New city ordinance will allow school districts to fine dangerous drivers

Drivers passing stopped school buses may have to pay fines

SAN ANTONIO – A new San Antonio city ordinance that takes affect Dec. 5 will allow school districts to hit drivers in the wallet when they ignore laws regarding stopped school buses.

The ordinance, which works in conjunction with current state laws, gives school districts the authority to impose civil penalties or fines.

Cameras installed on more than 700 local school buses will help district officials identify violators -- drivers who fail to stop when a school bus has its stop sign and crossing arm extended.

"If someone passes that bus with the stop arm out, their pictures are taken; letters are being sent to the person to notify them that there is a violation," San Antonio District 4 City Councilman Alan Warrick, who helped pass the ordinance, said. "We know that by doing this, at least 20 percent of those folks will not (violate the law)."

North East, Judson, Southside, South San Antonio and Southwest Independent school districts plan to take part in the program. The districts have either installed or will be installing cameras on their buses. 

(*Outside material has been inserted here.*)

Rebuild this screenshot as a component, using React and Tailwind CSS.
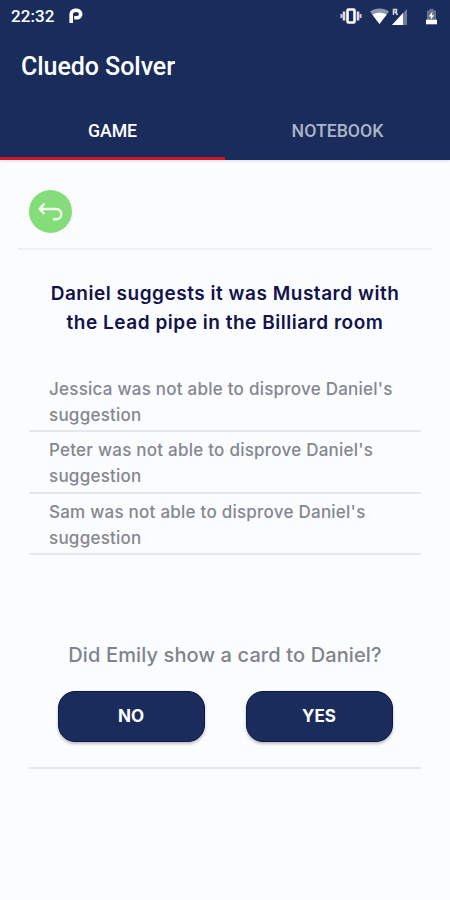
const answers = ["Jessica", "Peter", "Sam"]

const StatusBar = () => {
  return (
    <div className="flex h-8 items-center justify-between pl-[11px] pr-[13px] text-white">
      <div className="flex items-center gap-[14px]">
        <span className="text-[17px] font-medium leading-8 tracking-[0.1px]">22:32</span>
        <svg width="14" height="16" viewBox="0 0 14 16" fill="none">
          <path
            d="M2.2 15V6.2A3.8 3.8 0 0 1 6 2.4H8A3.7 3.7 0 0 1 8 9.8H5.2"
            stroke="currentColor"
            strokeWidth="3.6"
          />
          <circle cx="7" cy="6" r="1.8" fill="#1a2c5b" />
        </svg>
      </div>
      <div className="flex items-center">
        <svg width="22" height="18" viewBox="0 0 22 18" fill="none">
          <rect x="7.5" y="2.5" width="7" height="13" rx="1" stroke="currentColor" strokeWidth="2.6" />
          <path d="M4 4.5V13.5M18 4.5V13.5" stroke="currentColor" strokeWidth="2.6" opacity="0.85" />
          <path d="M1.4 7V11M20.6 7V11" stroke="currentColor" strokeWidth="2" opacity="0.75" />
        </svg>
        <svg className="ml-2" width="19" height="16" viewBox="0 0 19 16">
          <path d="M0 3.6C5.5-.6 13.5-.6 19 3.6L9.5 16Z" fill="#8d97b0" />
          <path d="M2.3 6.6C6.8 4 12.2 4 16.7 6.6L9.5 16Z" fill="currentColor" />
        </svg>
        <svg className="ml-[3px]" width="15" height="17" viewBox="0 0 15 17">
          <path d="M15 1V17H0Z" fill="#6f7b9a" />
          <path d="M11 5V17H0Z" fill="currentColor" />
          <path d="M1.5 7V1.5H4.5V4H1.5M3.5 4L5.5 7" stroke="#d5d9e3" strokeWidth="1.5" fill="none" />
        </svg>
        <svg className="ml-[19px]" width="11" height="17" viewBox="0 0 12 17">
          <path d="M4 0H8V2H11V12H1V2H4Z" fill="#66728f" />
          <path d="M0 12H12V17H0Z" fill="currentColor" />
          <path d="M7 3L3 8.5H5.5L5 12L9 7H6.5Z" fill="currentColor" />
        </svg>
      </div>
    </div>
  )
}

const Header = () => {
  return (
    <header className="h-40 bg-[#1a2c5b] font-[Roboto,sans-serif] shadow-[0_1px_3px_rgba(26,44,91,0.15)]">
      <StatusBar />
      <h1 className="flex h-[70px] items-center pl-[21px] text-[25px] font-medium leading-[30px] tracking-[-0.05px] text-white">
        Cluedo Solver
      </h1>
      <nav className="grid h-[58px] grid-cols-2 text-center text-[17.7px] font-medium">
        <div className="h-[58px] border-b-[3px] border-[#ce1626] leading-[58px] text-white">GAME</div>
        <div className="leading-[58px] text-[#adb4c6]">NOTEBOOK</div>
      </nav>
    </header>
  )
}

const Button = ({ children }) => {
  return (
    <button className="h-[51px] w-[147px] rounded-[17px] border border-[#0b174b] bg-[#1a2c5b] text-[17px] font-bold text-white shadow-[0_2px_3px_rgba(0,0,0,0.25)]">
      {children}
    </button>
  )
}

const App = () => {
  return (
    <div className="h-[900px] w-[450px] overflow-hidden bg-[#fbfcfe] font-[Inter,sans-serif]">
      <Header />
      <main>
        <div className="mx-[18px] h-[90px] border-b-2 border-[#eeeff1] pl-[11px] pt-[30px]">
          <button className="flex size-[43px] items-center justify-center rounded-full bg-[#83dd78]">
            <svg width="25" height="20" viewBox="0 0 25 20" fill="none" stroke="#f4fff2" strokeWidth="2.4">
              <path d="M6.5 1.5L1.7 7L6.5 12M2 7H18C25 7 25 17.3 18 17.3H15" />
            </svg>
          </button>
        </div>
        <h2 className="mt-[29px] text-center text-[19px] font-semibold leading-[29px] tracking-[0.52px] text-[#11134a]">
          Daniel suggests it was Mustard with
          <br />
          the Lead pipe in the Billiard room
        </h2>
        <ul className="mx-[29px] mt-[34px]">
          {answers.map((name) => (
            <li
              key={name}
              className="h-[61.3px] border-b-2 border-[#e5e7ea] pl-5 pt-[5px] text-[17px] font-medium leading-[26px] tracking-[0.24px] text-[#848790]"
            >
              {name} was not able to disprove Daniel's
              <br />
              suggestion
            </li>
          ))}
        </ul>
        <section className="mx-[29px] mt-[85px] border-b-2 border-[#e5e7ea] pb-[25px]">
          <p className="text-center text-[20px] font-medium leading-[30px] tracking-[0.12px] text-[#80838d]">
            Did Emily show a card to Daniel?
          </p>
          <div className="mt-[21px] flex justify-center gap-[41px]">
            <Button>NO</Button>
            <Button>YES</Button>
          </div>
        </section>
      </main>
    </div>
  )
}

export default App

NEISD was part of a pilot program, trying out the cameras on two of its buses between the fall of 2014 and spring 2016.

"During that period, just two school buses in this school district, we had over 1,160 violations," NEISD Superintendent Brian Gottardy said during a news conference Tuesday morning.

Warrick said studies show that on average, there is at least one violation per day involving every school bus in the city.

The councilman said the cameras and their upkeep are being provided free of cost to taxpayers. A third-party company, BusGuard, provides, installs and maintains the cameras and notifies violators. The school districts will receive a portion of the revenue generated.

"The money is going 100 percent to the school districts, and we hope that they are using these monies to also improve safety," Warrick said.

In addition to the cameras that watch for violators, the buses also have cameras inside and on the rear.  Warrick said those cameras will help keep an eye out for other dangers, such as on-board bullies or child predators who may be following a bus.